── SOURCE MATERIAL

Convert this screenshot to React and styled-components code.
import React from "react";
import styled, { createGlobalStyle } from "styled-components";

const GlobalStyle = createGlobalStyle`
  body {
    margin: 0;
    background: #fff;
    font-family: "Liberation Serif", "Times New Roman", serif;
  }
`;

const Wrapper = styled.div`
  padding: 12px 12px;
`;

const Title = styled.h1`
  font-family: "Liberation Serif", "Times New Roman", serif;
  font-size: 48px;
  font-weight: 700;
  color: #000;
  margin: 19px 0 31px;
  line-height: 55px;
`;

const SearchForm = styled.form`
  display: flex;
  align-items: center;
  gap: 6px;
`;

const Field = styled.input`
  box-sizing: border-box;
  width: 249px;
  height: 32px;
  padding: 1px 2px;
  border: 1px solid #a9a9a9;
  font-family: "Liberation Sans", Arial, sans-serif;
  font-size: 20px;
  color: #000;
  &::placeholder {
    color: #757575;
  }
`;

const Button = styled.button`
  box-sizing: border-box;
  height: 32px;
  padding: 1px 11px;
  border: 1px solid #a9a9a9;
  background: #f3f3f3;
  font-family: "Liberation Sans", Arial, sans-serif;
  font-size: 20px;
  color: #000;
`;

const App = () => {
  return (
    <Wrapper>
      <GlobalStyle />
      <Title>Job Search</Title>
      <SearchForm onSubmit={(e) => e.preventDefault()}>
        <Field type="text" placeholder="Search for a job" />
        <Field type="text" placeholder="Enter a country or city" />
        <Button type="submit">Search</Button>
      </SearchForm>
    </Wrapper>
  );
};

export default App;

────

INSTRUCTIONS FOR THE TASK:
Pick out the lines containing the string "styled" and show them.

RESULT:
Convert this screenshot to React and styled-components code.
import styled, { createGlobalStyle } from "styled-components";
const Wrapper = styled.div`
const Title = styled.h1`
const SearchForm = styled.form`
const Field = styled.input`
const Button = styled.button`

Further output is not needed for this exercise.